The snubnosed eel has a long, stout body that is strongly compressed posterior of the vent. The head is thick and cylindrical, with a short, blunt snout. The mouth is distinctive, consisting of a tiny horizontal slit surrounded by strongly plicate lips. The jaws are short and strong, with the premaxillaries and maxillaries fused into a single piece. The jaws are equipped with a single row of small, rounded, close-set teeth; the vomerine teeth are absent. The eyes are small and round; the anterior pair of nostrils are short tubes and the posterior pair are slit-like. The gill openings are small and located below the pectoral fins, which are small and triangular. The dorsal, caudal, and anal fins are merged, the dorsal fin base originating over the tip of the pectoral fins and the anal fin originating behind the vent. The scales are similar in appearance to those of Anguilla and are arranged in a right-angle basketweave pattern. The coloration is gray to grayish brown, becoming darker at the fin margins and along the lateral line. This species attains a length of 61 cm.

==Biology and ecology==
Early juvenile snubnosed eels feed on epibenthic copepods (Tharybis spp.) and amphipods. Adults appear to be specialized hagfish-like scavengers, using their powerfully muscled jaws and short, stout teeth to tear away chunks of flesh from carcasses that have fallen to the sea floor. However, this eel is more notorious for its parasitic habits, which are often repeated in literature. Frank Thomas Bullen, in the 1904 Denizens of the Deep, wrote that the eel "attaches himself to the bodies of the larger, fleshier fish, such as halibut, and by sheer force of suction and boring withal works his ravenous way right into their bodies, at what misery to his involuntary hosts can only be imagined." Spencer Fullerton Baird reported that the eels are "not unfrequently found nestling along the backbone of the halibut and cod, where they seem to have the power of abiding for some time without actually causing death." Baird also made note of the eels' supposed habit of burrowing into the abdominal cavities of netted, gravid shad and eating their eggs within the span of "a few minutes".

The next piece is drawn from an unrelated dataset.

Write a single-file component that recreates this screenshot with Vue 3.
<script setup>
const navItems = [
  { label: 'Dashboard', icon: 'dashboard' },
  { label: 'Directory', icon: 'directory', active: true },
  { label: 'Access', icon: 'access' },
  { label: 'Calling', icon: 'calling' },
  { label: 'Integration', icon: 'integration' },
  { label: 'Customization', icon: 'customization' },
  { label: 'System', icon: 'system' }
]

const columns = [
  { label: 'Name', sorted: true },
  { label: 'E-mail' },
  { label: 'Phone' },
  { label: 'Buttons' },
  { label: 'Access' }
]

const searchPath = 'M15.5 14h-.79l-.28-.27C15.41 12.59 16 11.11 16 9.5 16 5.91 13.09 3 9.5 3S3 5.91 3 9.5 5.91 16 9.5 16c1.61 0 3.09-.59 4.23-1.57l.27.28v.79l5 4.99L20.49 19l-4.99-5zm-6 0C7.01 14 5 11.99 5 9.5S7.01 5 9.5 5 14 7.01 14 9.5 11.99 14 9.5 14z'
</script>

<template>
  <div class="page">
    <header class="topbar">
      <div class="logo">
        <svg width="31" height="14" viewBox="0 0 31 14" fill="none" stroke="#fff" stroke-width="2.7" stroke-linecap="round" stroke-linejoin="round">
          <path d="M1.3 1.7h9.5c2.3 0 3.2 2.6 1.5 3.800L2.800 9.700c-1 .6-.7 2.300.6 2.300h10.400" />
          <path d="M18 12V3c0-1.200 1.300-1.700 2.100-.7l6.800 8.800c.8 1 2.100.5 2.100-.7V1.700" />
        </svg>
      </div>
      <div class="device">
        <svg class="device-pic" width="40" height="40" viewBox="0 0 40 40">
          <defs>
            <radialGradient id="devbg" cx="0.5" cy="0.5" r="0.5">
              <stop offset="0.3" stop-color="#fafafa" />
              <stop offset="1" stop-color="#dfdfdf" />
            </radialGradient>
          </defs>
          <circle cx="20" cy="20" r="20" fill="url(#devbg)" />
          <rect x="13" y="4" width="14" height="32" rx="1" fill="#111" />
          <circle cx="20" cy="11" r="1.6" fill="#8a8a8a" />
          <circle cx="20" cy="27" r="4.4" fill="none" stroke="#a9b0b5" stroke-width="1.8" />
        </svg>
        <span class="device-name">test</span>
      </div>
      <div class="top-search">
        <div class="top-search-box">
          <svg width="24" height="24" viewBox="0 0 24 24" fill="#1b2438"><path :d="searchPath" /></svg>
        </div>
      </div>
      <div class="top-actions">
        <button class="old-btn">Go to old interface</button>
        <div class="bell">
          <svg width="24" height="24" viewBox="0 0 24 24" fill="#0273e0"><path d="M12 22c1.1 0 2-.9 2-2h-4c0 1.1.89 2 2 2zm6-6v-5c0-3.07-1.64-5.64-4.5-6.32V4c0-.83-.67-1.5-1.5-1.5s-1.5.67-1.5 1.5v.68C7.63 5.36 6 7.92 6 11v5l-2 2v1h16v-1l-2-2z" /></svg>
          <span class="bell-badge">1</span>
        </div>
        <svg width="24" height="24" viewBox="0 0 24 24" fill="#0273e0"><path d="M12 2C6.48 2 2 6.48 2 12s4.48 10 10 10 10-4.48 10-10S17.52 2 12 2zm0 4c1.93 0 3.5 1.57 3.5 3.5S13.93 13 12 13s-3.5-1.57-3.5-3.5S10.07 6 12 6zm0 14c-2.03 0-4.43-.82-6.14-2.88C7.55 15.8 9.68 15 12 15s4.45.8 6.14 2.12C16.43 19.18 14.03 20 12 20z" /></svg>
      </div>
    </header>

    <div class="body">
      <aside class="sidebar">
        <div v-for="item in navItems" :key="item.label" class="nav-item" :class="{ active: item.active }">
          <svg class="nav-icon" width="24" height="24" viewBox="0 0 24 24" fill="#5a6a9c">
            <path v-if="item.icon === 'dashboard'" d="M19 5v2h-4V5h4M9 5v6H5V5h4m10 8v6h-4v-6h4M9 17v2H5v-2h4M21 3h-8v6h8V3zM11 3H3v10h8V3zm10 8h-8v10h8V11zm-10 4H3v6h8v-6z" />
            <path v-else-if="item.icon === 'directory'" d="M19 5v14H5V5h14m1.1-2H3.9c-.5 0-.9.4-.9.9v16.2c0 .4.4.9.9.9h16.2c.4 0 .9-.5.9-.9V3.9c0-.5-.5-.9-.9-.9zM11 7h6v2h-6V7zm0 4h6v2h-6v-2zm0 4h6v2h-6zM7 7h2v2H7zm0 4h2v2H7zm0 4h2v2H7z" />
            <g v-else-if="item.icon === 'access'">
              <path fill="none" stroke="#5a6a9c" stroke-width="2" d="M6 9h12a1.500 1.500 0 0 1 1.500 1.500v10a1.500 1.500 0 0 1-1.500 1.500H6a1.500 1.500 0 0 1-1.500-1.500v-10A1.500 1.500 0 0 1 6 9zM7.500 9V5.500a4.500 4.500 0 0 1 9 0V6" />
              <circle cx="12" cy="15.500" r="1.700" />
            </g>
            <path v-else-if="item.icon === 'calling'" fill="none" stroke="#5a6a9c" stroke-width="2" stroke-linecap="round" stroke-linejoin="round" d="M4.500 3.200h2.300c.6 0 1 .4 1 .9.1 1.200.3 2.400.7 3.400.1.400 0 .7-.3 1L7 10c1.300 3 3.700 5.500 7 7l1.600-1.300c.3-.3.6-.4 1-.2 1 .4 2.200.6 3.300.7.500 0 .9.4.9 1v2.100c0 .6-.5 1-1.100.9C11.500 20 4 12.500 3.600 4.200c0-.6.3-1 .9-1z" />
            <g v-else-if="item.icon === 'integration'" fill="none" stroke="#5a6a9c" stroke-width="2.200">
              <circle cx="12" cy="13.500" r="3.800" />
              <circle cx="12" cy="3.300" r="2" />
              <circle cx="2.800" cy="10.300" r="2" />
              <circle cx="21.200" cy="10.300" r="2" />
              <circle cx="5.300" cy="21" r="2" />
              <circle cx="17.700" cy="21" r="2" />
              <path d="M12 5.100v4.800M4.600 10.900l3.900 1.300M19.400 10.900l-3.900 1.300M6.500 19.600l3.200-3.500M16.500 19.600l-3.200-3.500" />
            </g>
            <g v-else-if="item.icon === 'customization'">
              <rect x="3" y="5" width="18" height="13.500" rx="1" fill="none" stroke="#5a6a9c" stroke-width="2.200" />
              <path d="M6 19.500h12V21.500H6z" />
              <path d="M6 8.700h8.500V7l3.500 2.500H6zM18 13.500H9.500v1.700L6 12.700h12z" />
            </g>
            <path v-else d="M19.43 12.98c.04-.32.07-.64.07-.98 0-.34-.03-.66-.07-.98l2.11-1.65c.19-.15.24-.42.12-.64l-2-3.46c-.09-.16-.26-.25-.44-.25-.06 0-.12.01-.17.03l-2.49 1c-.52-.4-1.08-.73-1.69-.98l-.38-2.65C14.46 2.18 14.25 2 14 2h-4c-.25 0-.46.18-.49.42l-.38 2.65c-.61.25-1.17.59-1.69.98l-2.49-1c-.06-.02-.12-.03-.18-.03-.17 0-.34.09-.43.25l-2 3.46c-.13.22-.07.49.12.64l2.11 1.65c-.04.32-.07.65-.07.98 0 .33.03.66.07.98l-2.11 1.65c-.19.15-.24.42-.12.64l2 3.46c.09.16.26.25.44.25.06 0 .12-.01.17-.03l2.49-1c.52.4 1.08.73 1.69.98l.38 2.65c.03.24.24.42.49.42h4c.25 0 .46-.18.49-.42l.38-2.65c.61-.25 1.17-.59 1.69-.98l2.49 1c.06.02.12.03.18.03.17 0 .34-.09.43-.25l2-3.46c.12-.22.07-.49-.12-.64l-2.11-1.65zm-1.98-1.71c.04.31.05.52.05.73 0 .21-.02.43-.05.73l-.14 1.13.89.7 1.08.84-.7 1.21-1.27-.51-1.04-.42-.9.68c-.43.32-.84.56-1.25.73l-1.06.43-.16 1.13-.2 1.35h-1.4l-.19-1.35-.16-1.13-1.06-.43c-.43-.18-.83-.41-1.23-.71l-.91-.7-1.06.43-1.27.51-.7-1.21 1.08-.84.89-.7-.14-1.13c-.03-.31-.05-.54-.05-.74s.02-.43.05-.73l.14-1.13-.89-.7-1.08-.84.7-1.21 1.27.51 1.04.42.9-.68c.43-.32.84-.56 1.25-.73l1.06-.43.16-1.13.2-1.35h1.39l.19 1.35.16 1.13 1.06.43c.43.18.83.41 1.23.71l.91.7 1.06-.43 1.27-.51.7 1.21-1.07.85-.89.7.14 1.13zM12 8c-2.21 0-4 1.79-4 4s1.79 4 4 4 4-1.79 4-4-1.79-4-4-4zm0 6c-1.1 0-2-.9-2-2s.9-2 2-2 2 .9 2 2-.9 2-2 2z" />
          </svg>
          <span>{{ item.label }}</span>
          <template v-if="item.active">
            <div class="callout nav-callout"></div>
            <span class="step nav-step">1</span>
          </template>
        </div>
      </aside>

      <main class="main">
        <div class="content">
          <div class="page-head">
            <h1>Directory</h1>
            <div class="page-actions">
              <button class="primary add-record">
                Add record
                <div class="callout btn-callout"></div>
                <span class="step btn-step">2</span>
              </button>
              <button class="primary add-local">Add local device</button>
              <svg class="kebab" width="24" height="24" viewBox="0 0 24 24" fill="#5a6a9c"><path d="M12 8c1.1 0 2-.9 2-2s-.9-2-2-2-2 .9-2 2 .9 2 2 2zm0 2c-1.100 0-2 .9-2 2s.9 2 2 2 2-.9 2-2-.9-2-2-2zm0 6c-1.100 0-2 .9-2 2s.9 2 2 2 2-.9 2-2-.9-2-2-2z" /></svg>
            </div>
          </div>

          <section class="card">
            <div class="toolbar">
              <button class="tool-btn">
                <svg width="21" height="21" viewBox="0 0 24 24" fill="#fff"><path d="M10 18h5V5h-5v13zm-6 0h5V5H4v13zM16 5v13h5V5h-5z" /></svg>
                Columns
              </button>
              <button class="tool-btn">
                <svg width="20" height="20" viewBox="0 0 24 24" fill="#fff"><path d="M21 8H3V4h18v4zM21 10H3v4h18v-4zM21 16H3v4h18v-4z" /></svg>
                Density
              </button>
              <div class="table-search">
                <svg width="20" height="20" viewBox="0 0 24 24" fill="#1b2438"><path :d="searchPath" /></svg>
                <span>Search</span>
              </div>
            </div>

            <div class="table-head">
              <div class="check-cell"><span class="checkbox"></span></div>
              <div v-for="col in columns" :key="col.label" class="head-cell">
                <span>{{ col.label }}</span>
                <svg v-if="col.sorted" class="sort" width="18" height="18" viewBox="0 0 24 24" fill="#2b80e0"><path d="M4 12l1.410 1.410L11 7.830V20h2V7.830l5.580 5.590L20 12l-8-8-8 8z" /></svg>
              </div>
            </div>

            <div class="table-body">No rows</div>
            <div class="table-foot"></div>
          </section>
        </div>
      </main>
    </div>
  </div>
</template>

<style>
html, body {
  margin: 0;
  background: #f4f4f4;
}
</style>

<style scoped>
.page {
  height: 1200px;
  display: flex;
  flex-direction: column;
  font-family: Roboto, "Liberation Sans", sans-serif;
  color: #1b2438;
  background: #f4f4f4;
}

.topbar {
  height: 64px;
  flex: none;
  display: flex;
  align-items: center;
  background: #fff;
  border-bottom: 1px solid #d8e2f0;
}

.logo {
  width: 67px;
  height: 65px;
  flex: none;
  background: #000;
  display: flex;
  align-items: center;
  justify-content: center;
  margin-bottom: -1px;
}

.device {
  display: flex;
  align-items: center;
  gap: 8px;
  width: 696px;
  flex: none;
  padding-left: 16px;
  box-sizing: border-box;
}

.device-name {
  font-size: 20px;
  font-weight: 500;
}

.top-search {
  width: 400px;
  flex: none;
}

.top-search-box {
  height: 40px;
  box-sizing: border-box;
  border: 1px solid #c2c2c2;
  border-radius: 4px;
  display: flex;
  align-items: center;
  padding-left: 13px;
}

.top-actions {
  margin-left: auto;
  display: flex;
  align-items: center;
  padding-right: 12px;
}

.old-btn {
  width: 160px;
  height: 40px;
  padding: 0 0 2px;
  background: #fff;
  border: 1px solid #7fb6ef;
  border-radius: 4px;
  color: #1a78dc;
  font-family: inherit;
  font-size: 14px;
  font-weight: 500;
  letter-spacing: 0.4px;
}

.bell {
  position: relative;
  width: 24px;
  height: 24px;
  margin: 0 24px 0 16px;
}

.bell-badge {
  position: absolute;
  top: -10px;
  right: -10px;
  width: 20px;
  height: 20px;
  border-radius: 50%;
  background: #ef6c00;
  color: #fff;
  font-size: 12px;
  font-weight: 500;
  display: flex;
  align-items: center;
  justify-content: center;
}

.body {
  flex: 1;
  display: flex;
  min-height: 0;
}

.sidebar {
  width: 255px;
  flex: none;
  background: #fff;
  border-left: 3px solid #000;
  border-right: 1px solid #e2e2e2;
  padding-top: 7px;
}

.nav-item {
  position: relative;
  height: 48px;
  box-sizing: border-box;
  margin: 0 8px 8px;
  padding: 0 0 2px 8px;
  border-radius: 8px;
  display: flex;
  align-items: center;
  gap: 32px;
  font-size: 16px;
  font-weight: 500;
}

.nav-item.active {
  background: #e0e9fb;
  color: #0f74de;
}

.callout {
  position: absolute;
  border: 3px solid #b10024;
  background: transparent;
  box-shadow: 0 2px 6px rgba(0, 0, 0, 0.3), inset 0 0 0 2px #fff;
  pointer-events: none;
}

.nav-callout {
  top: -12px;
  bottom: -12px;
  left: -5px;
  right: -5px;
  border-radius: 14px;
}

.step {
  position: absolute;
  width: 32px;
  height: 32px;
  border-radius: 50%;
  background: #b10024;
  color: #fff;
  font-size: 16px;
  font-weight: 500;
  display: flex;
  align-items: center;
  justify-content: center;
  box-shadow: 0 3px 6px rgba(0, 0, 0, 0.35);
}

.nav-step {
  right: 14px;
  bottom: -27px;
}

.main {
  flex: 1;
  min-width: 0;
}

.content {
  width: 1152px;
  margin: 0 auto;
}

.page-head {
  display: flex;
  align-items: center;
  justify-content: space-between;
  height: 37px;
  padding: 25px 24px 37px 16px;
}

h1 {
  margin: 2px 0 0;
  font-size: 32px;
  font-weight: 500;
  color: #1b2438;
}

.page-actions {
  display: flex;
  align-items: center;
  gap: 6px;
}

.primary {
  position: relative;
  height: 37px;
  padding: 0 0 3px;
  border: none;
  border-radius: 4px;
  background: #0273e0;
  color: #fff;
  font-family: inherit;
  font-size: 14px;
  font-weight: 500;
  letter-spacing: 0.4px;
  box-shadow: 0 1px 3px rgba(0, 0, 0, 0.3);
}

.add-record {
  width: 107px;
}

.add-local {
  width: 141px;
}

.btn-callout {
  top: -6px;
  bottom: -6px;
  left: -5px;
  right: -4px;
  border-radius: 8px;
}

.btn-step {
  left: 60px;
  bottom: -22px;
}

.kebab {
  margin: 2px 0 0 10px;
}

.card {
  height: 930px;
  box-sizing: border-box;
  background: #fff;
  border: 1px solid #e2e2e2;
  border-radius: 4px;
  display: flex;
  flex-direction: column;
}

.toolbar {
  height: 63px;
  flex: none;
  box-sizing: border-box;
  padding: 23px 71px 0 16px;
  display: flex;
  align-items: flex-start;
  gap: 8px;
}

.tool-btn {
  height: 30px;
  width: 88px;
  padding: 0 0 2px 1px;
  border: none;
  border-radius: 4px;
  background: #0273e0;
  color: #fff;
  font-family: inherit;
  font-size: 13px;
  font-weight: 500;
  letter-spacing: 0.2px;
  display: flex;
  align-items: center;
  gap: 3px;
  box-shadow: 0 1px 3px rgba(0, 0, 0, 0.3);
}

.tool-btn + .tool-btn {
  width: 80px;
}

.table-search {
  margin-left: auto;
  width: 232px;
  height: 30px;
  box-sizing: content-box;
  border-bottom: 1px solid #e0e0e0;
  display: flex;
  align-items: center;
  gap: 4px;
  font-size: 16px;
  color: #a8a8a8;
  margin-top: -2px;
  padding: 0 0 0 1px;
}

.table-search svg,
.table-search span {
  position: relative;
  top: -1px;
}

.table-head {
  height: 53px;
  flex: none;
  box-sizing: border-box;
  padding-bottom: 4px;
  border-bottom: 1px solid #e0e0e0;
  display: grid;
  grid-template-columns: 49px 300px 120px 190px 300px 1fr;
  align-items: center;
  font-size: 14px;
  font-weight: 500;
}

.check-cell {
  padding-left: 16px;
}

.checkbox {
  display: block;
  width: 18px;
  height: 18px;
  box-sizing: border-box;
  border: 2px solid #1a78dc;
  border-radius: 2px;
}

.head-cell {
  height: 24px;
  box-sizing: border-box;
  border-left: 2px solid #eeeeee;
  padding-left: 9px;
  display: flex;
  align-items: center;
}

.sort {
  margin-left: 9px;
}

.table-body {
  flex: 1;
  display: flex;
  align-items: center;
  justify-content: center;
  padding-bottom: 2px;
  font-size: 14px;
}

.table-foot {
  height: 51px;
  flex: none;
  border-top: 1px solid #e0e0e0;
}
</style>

In 1992, two snubnose eels were discovered inside the heart of a 395 kg shortfin mako shark (Isurus oxyrhinchus) landed at Montauk, New York. The two eels, both immature females, measured 21 and 24 cm long and had fed on blood, with histiological evidence suggesting that they had been there long enough for arteriosclerosis and hyperplasia (indicative of circulatory obstruction or toxicity from metabolic wastes), and tissue regeneration to occur. The authors speculated that the eels had burrowed into the shark through the gills or throat (the precise path of entry could not be determined, possibly obscured by damage caused by the tow rope) after it had been weakened on the capture line, entered the circulatory system, and then made their way to the heart. Despite records of its parasitic behavior, submersible encounters with free-swimming juveniles and adults, and their capture in baited traps, suggest that this species is at most a facultative parasite that opportunistically enters sick and dying fish.

Reproduction is oviparous. The eggs are likely pelagic, measuring at least 2 mm across, and lack an oil globule. An ovary from one 51 cm female examined contained about 30,000 eggs. Like all other eels, the snubnosed eel undergoes a leptocephalus larval stage that metamorphoses into a juvenile form resembling the adult. Leptocephali belonging to this species have yet to be identified, but based on the appearance of the metamorphic stage, they likely have long bodies with short heads and small mouths, and little to no body pigmentation. Metamorphic fish are white, with the black peritoneum clearly visible; one known metamorphic specimen measured 11 cm long. Sexual maturation is attained at around a length of 50–53 cm. The trematode Hypertrema ambovatum is a known parasite of this species, infesting the intestines.

== Research ==
In 2002, Koyama et al. reported that they had cultured cells from the pectoral fin of a snubnosed eel and maintained them in vitro for over a year. This represents one of the first cases of successful long-term tissue culture derived from a deep-sea multicellular organism, and has implications for a range of biotechnological fields.